▸ Task details:
Pull out every line below that holds the word "screenshot".
□ □ □
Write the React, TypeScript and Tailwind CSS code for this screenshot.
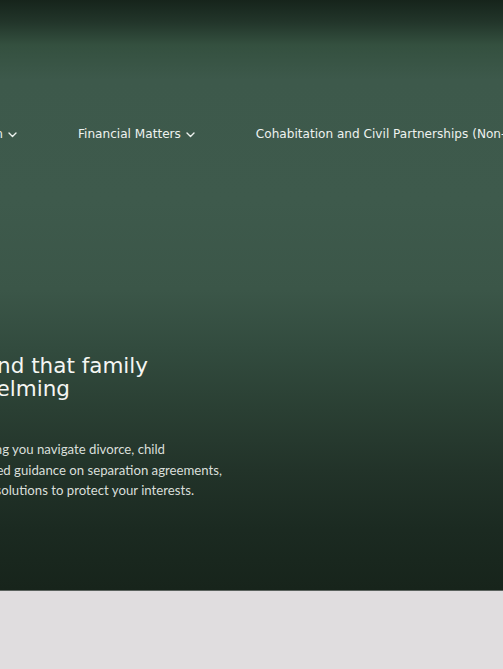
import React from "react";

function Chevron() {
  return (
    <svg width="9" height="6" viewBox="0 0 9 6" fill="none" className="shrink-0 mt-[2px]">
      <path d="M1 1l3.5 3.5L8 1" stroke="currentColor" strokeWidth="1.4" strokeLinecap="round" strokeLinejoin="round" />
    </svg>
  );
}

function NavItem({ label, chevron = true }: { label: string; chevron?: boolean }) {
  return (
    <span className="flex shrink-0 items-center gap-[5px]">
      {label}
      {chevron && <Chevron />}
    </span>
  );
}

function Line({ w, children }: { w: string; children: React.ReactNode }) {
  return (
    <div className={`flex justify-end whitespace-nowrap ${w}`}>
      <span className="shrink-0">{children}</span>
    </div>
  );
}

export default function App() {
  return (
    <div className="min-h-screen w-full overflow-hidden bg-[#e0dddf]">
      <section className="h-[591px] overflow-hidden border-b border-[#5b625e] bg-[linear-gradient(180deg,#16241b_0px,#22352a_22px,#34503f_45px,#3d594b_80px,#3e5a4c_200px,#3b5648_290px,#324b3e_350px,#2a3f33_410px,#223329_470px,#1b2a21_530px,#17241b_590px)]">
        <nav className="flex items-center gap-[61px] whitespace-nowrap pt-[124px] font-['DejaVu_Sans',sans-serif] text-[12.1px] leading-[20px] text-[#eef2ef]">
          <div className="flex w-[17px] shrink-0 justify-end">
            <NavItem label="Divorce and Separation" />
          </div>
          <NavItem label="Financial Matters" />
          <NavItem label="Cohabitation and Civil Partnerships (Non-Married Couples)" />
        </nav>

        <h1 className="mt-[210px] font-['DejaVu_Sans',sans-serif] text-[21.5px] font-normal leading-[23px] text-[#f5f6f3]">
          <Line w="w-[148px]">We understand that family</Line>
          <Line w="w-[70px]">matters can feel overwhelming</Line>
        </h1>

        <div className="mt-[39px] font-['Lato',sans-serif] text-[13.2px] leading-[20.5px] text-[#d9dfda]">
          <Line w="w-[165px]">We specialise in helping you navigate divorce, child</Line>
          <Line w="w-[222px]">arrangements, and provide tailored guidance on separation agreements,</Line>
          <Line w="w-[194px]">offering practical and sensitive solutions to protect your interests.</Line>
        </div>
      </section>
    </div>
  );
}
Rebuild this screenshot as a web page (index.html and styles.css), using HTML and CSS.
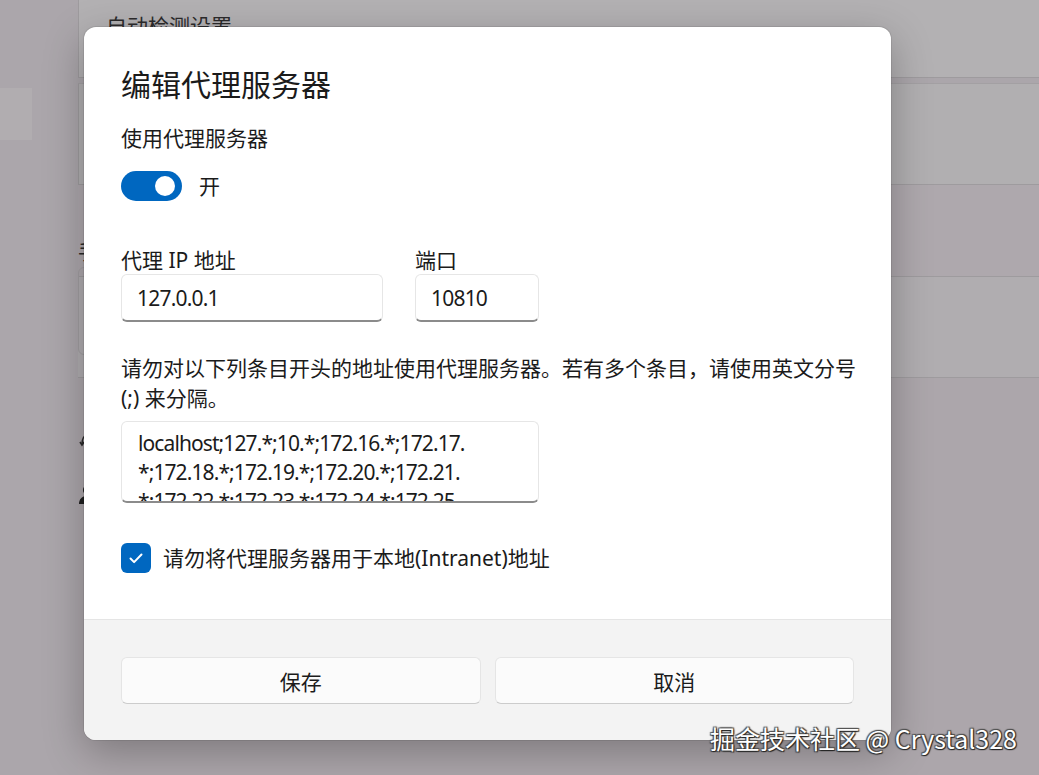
□ □ □
▸ Solution to this task:
Write the React, TypeScript and Tailwind CSS code for this screenshot.
Rebuild this screenshot as a web page (index.html and styles.css), using HTML and CSS.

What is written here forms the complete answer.